I backup my files with Western Digital WD Passport 1.6TB external drive. . . .
My question is how long these units last? Does it pay to save on duplicate units or will the longevity defeat that procedure since two units could fail in the same time period?
The goal of any back-up strategy is to avoid a single point-of-failure. From your description, you have a primary datastore (your desktop computer) and a back-up device (the external drive). So to that extent, technically you're covered.
These days, even consumer-grade spinning disks are quite reliable. The mean-time-between-failure statistics provided by the manufacturers are usually accurate in my experience—but that's over a large population of drives, and individual drives may last much longer or fail much sooner.
My rule with respect to backing up important data (I designed and for a number of years managed the enterprise computing environment for a U.S. government agency) is that you need to be prepared for lightning to strike twice.

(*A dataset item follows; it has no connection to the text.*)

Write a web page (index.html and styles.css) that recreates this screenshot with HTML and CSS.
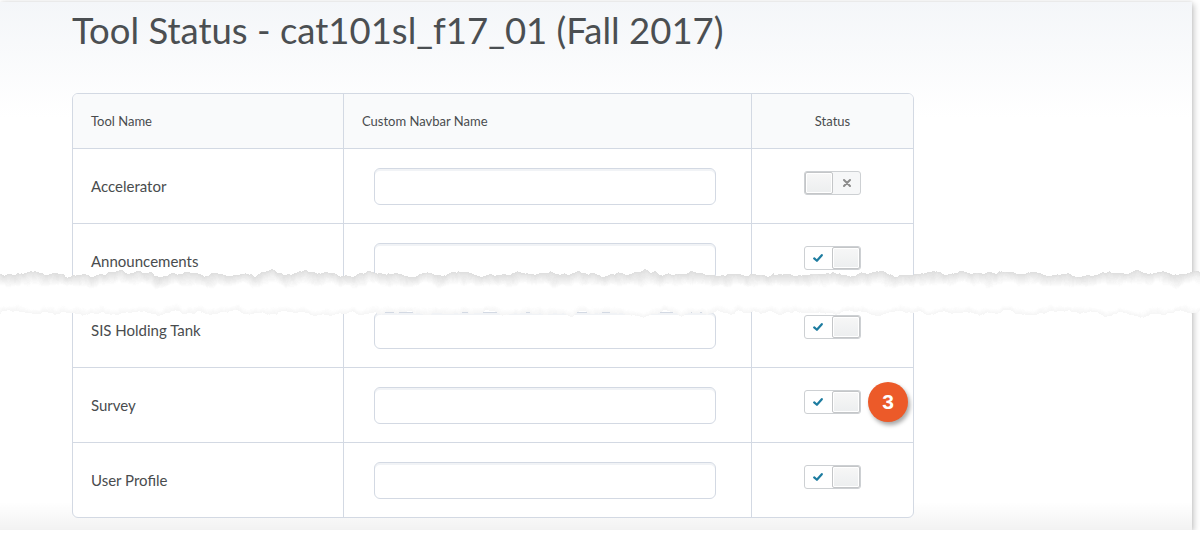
FILE: index.html
```html
<!doctype html>
<html>
<head>
<meta charset="utf-8">
<title>Tool Status</title>
<link rel="stylesheet" href="styles.css">
</head>
<body>
	<div class="frame">
		<h1 class="title">Tool Status - cat101sl_f17_01 (Fall 2017)</h1>
		<div class="tbl">
			<div class="row head">
				<div class="cell c1">Tool Name</div>
				<div class="cell c2">Custom Navbar Name</div>
				<div class="cell c3">Status</div>
			</div>
			<div class="row">
				<div class="cell c1">Accelerator</div>
				<div class="cell c2"><input type="text" class="nav-input"></div>
				<div class="cell c3">
					<span class="toggle off"><span class="knob"></span><span class="mark"><svg width="8" height="8" viewBox="0 0 8 8"><path d="M1 1L7 7M7 1L1 7" stroke="#8c8c8c" stroke-width="2" stroke-linecap="round"/></svg></span></span>
				</div>
			</div>
			<div class="row cut">
				<div class="cell c1">Announcements</div>
				<div class="cell c2"><input type="text" class="nav-input"></div>
				<div class="cell c3">
					<span class="toggle on"><span class="mark"><svg width="10" height="8" viewBox="0 0 10 8"><path d="M1.2 4.4L3.9 6.8L8.8 1.2" fill="none" stroke="#1d7ca0" stroke-width="2.2" stroke-linecap="round" stroke-linejoin="round"/></svg></span><span class="knob"></span></span>
				</div>
			</div>
			<div class="row">
				<div class="cell c1">SIS Holding Tank</div>
				<div class="cell c2"><input type="text" class="nav-input"></div>
				<div class="cell c3">
					<span class="toggle on"><span class="mark"><svg width="10" height="8" viewBox="0 0 10 8"><path d="M1.2 4.4L3.9 6.8L8.8 1.2" fill="none" stroke="#1d7ca0" stroke-width="2.2" stroke-linecap="round" stroke-linejoin="round"/></svg></span><span class="knob"></span></span>
				</div>
			</div>
			<div class="row">
				<div class="cell c1">Survey</div>
				<div class="cell c2"><input type="text" class="nav-input"></div>
				<div class="cell c3">
					<span class="toggle-wrap">
						<span class="toggle on"><span class="mark"><svg width="10" height="8" viewBox="0 0 10 8"><path d="M1.2 4.4L3.9 6.8L8.8 1.2" fill="none" stroke="#1d7ca0" stroke-width="2.2" stroke-linecap="round" stroke-linejoin="round"/></svg></span><span class="knob"></span></span>
						<span class="badge">3</span>
					</span>
				</div>
			</div>
			<div class="row">
				<div class="cell c1">User Profile</div>
				<div class="cell c2"><input type="text" class="nav-input"></div>
				<div class="cell c3">
					<span class="toggle on"><span class="mark"><svg width="10" height="8" viewBox="0 0 10 8"><path d="M1.2 4.4L3.9 6.8L8.8 1.2" fill="none" stroke="#1d7ca0" stroke-width="2.2" stroke-linecap="round" stroke-linejoin="round"/></svg></span><span class="knob"></span></span>
				</div>
			</div>
		</div>
	</div>

	<!-- torn paper gap -->
	<svg class="tear" width="1200" height="70" viewBox="0 0 1200 70">
		<defs>
			<filter id="rough" filterUnits="userSpaceOnUse" x="0" y="0" width="1200" height="70">
				<feTurbulence type="fractalNoise" baseFrequency="0.06 0.03" numOctaves="4" seed="7" result="noise"/>
				<feDisplacementMap in="SourceGraphic" in2="noise" scale="13" xChannelSelector="G" yChannelSelector="R" result="torn"/>
				<feGaussianBlur in="torn" stdDeviation="0.4"/>
			</filter>
			<linearGradient id="shadeTop" x1="0" y1="0" x2="0" y2="1">
				<stop offset="0" stop-color="#000" stop-opacity="0.13"/>
				<stop offset="1" stop-color="#000" stop-opacity="0"/>
			</linearGradient>
			<linearGradient id="shadeBot" x1="0" y1="0" x2="0" y2="1">
				<stop offset="0" stop-color="#000" stop-opacity="0"/>
				<stop offset="1" stop-color="#000" stop-opacity="0.04"/>
			</linearGradient>
		</defs>
		<g filter="url(#rough)">
			<rect x="-20" y="17" width="1240" height="39" fill="#fff"/>
			<rect x="-20" y="17" width="1240" height="12" fill="url(#shadeTop)"/>
			<rect x="-20" y="50" width="1240" height="6" fill="url(#shadeBot)"/>
		</g>
	</svg>
</body>
</html>
```

FILE: styles.css
```css
body{ margin:0; background:#fff; position:relative; font-family:Lato, "Open Sans", sans-serif; color:#494c4e;}
.frame{ width:1192px; height:528px; margin-top:2px; box-sizing:border-box; padding:0 0 0 72px;
	background:linear-gradient(to top, rgba(0,0,0,0.05), rgba(0,0,0,0) 28px), linear-gradient(#f4f6f9 0, #fff 115px);
	box-shadow:2px 2px 6px rgba(0,0,0,0.22), 0 -1px 3px rgba(0,0,0,0.06);}
.title{ margin:0; padding-top:6px; height:91px; box-sizing:border-box; font-size:36.5px; font-weight:400; line-height:44px; color:#4b4f52;}

.tbl{ display:grid; grid-template-columns:271px 408px 161px; width:842px; box-sizing:border-box; border:1px solid #d3d9e3; border-radius:6px; overflow:hidden; background:#fff;}
.row{ display:contents;}
.cell{ height:75px; box-sizing:border-box; border-top:1px solid #d3d9e3; display:flex; align-items:center; font-size:15px;}
.c1{ border-right:1px solid #d3d9e3; padding-left:18px;}
.c2{ border-right:1px solid #d3d9e3; padding-left:30px;}
.c3{ justify-content:center;}
.head .cell{ height:54px; border-top:0; background:#f9fafb; font-size:13px;}
.head .c2{ padding-left:18px;}
.cut .cell{ height:69px; padding-top:6px;}

.nav-input{ width:342px; height:37px; box-sizing:border-box; margin:0; border:1px solid #d3d9e3; border-radius:6px; background:#fff; box-shadow:inset 0 2px 0 rgba(185,194,208,0.2); outline:none;}

.toggle{ display:flex; width:57px; height:24px; box-sizing:border-box; border:1px solid #cdd0d3; border-radius:3px; background:#fff; margin-bottom:6px;}
.toggle .knob{ width:28px; height:22px; box-sizing:border-box; border:1px solid #c4c6c8; border-radius:2px; background:linear-gradient(#f7f7f7, #eceeef); box-shadow:inset 0 0 0 1px #fff;}
.toggle .mark{ flex:1; display:flex; align-items:center; justify-content:center;}
.toggle.off{ background:#f6f7f8;}
.toggle.on .mark{ padding-right:2px;}

.toggle-wrap{ position:relative; display:inline-block;}
.badge{ position:absolute; left:64px; top:-8px; width:40px; height:40px; border-radius:50%; background:#ec5a29; color:#fff; font-family:"Liberation Sans", Arial, sans-serif; font-weight:700; font-size:21px; line-height:40px; text-align:center; box-shadow:2px 3px 4px rgba(0,0,0,0.35);}

.tear{ position:absolute; left:0; top:257px; display:block;}
```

So at the very least, I would recommend that you add a second external drive to independently back up the files on your desktop computer that currently are being backed up by the existing external drive.
Is that enough? Depends on how paranoid you are. I peg the needle on the back-up paranoia scale. I back up my files in essentially real-time from a second-floor office desktop computer to a file server located in the basement of my home and, redundantly and independently (i.e., using different software), to "cloud" storage provided by Amazon. All the files on the file server are backed up at hourly intervals to a second file server. Once a week, the files are archived from the primary file server to a five-drive network storage device which is designed to withstand a two-drive failure; each of these weekly archives is saved for three months before being replaced by a newer one. The most recent of these archives also is uploaded to "cloud" storage provided by Google. Currently, that last upload-to-the-cloud operation is manual; everything else is automated.
Another suggestion: regularly verify that your back-ups are good. Enterprise back-up software typically does this by reading each back-up operation after it has completed and comparing its contents with the original files, but as far as I know this is rarely if ever true of consumer back-up programs. A weekly random check of a few recently backed-up files will give you some confidence that the back-up software you're using is working properly.